The stark fact is that, when she had previously told the truth, the pharmacists did not trust her to buy the pill for someone else. So where does that leave mothers who need to pick it up for daughters who are at school or women who need to pick it up for friends who are at work all day and can't get to a chemist?
This is the question being asked by a campaigning website called Women Are Not Stupid. So is the question as to why the pill is not available in advance, but only after the event.
Pharmacists say the restrictions are there because they need to ask women certain questions before they will dispense the pill. But this presupposes that women are too stupid to know how or when to use it or to read the instructions.
One does wonder, though, why a woman planning to have sex this week, tomorrow, in two days' time, can't simply lie and say she's had it already and the condom burst, and then save the pill for the day after the happy union? But perhaps some women just don't want to lie or find lying very difficult – especially if they're going to be faced with questions from the pharmacist.
"If we are clever enough to decide when we take a paracetamol," writes Levenson, "we are clever enough to have the morning-after pill in the bathroom cabinet for emergencies, and to read the instructions to decide whether or not we should take it."

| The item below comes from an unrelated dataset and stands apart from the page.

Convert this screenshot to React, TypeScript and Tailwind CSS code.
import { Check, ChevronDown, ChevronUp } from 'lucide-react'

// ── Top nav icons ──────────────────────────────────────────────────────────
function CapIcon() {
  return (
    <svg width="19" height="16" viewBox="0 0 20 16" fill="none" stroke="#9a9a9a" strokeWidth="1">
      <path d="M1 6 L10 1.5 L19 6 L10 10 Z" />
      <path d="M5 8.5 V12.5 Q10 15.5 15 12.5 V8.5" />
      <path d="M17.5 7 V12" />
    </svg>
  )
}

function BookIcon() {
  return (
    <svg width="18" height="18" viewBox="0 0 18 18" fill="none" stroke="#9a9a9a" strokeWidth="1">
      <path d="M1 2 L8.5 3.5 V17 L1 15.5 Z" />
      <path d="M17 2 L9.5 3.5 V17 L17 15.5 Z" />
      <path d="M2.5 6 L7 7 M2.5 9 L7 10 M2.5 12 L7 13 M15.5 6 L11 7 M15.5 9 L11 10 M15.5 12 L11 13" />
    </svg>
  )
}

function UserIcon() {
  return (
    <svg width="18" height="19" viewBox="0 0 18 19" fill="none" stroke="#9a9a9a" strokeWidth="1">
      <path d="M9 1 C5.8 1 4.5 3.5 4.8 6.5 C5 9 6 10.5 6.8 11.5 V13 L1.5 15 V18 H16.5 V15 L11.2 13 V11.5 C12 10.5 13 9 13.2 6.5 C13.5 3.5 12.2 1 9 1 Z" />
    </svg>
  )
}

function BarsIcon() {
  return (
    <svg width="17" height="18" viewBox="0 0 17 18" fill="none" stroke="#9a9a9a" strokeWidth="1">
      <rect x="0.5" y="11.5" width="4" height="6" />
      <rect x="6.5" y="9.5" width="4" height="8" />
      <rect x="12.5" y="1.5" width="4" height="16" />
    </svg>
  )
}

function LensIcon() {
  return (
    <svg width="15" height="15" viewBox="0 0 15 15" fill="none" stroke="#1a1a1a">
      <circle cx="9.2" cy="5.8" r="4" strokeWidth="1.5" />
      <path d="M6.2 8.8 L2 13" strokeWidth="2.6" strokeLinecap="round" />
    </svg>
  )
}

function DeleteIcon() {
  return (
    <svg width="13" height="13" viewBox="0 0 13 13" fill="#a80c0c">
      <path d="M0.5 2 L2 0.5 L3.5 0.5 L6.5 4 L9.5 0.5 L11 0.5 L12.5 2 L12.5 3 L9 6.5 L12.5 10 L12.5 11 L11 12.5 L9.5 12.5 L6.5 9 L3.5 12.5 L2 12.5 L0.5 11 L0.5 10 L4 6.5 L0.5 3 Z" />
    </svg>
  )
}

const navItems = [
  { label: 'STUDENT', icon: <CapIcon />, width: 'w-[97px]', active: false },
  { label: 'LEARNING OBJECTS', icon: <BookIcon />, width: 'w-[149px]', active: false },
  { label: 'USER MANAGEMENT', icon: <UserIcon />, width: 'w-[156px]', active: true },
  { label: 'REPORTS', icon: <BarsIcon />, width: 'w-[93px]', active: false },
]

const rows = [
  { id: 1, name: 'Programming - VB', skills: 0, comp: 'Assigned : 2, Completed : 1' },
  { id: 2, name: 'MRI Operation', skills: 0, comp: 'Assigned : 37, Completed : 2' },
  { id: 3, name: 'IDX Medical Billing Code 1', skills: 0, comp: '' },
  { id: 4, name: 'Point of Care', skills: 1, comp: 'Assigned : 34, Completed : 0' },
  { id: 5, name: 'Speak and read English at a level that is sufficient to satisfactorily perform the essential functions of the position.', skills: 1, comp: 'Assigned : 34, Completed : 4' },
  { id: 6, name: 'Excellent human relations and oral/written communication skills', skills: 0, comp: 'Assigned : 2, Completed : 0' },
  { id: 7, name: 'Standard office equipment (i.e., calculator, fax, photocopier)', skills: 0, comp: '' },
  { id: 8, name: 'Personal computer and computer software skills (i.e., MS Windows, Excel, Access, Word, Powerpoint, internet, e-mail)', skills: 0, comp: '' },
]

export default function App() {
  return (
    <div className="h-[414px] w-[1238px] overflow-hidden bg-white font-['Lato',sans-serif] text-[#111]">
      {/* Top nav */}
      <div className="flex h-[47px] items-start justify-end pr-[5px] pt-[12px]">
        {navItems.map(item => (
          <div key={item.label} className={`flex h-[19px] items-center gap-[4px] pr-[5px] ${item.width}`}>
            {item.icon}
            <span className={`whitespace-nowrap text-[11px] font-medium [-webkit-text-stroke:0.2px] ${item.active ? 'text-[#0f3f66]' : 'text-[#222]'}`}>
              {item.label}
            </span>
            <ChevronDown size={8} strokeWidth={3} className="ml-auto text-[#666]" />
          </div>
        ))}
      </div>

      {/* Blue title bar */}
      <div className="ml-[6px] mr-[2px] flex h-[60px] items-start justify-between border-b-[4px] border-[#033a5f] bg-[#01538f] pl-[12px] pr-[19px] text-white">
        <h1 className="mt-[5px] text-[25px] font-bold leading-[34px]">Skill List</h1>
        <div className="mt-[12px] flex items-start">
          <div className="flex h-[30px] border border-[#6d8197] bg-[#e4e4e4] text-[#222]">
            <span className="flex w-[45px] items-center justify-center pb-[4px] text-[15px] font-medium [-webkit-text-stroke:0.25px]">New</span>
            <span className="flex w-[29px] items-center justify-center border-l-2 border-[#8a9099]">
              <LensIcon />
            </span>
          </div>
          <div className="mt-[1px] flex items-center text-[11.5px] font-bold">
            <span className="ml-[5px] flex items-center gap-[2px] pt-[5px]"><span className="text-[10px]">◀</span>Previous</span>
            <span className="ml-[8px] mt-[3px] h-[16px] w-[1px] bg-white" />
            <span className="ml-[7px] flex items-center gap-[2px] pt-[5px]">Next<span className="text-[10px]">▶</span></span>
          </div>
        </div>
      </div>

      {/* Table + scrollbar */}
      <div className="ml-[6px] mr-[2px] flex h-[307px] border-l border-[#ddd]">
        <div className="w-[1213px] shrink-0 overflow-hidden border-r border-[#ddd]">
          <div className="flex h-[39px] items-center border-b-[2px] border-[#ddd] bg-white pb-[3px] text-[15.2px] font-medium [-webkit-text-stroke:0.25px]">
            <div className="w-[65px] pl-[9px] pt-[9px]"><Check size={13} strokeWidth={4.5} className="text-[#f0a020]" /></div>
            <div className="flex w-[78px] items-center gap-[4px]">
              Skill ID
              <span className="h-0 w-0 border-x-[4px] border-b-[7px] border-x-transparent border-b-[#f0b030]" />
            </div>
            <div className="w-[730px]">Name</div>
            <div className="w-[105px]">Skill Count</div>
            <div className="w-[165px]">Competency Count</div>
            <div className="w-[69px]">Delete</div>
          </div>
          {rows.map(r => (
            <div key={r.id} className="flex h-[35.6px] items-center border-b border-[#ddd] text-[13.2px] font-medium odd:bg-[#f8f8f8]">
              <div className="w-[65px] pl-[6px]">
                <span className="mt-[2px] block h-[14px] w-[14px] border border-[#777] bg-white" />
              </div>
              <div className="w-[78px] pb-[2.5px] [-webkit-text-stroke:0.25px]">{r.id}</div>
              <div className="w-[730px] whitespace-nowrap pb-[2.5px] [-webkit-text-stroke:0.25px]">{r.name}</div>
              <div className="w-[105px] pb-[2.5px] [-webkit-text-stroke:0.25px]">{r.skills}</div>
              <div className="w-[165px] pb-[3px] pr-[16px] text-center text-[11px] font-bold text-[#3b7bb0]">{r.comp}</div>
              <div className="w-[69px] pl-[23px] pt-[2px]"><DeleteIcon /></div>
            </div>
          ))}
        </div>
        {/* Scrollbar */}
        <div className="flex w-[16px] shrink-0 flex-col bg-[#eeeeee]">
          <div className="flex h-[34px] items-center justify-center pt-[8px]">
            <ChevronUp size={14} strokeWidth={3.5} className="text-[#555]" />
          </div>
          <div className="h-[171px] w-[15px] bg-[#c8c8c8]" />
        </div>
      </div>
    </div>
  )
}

Since publishing the article, Levenson told me, “The website is meant to draw attention to the current rules around emergency contraception and direct people to the petition on the Downing Street website that asks for a change in the rules. So far over 200 people have signed the petition – and I hope your readers will, too – which means the relevant government department has to give a formal response in a year's time when the petition ends.
“There's been a lot of press interest so far,” she continued, “and the next step is to start lobbying politicians and other interested parties such as the Royal Pharmaceutical Society. As things stand at the moment women can go to their pharmacist and lie in order to get advance provision of emergency contraception or to get it for someone else, but why should we have to lie? I want the rules and practice changed so that we can all access emergency contraception easily without the need for lies or furtive trips to local pharmacists.”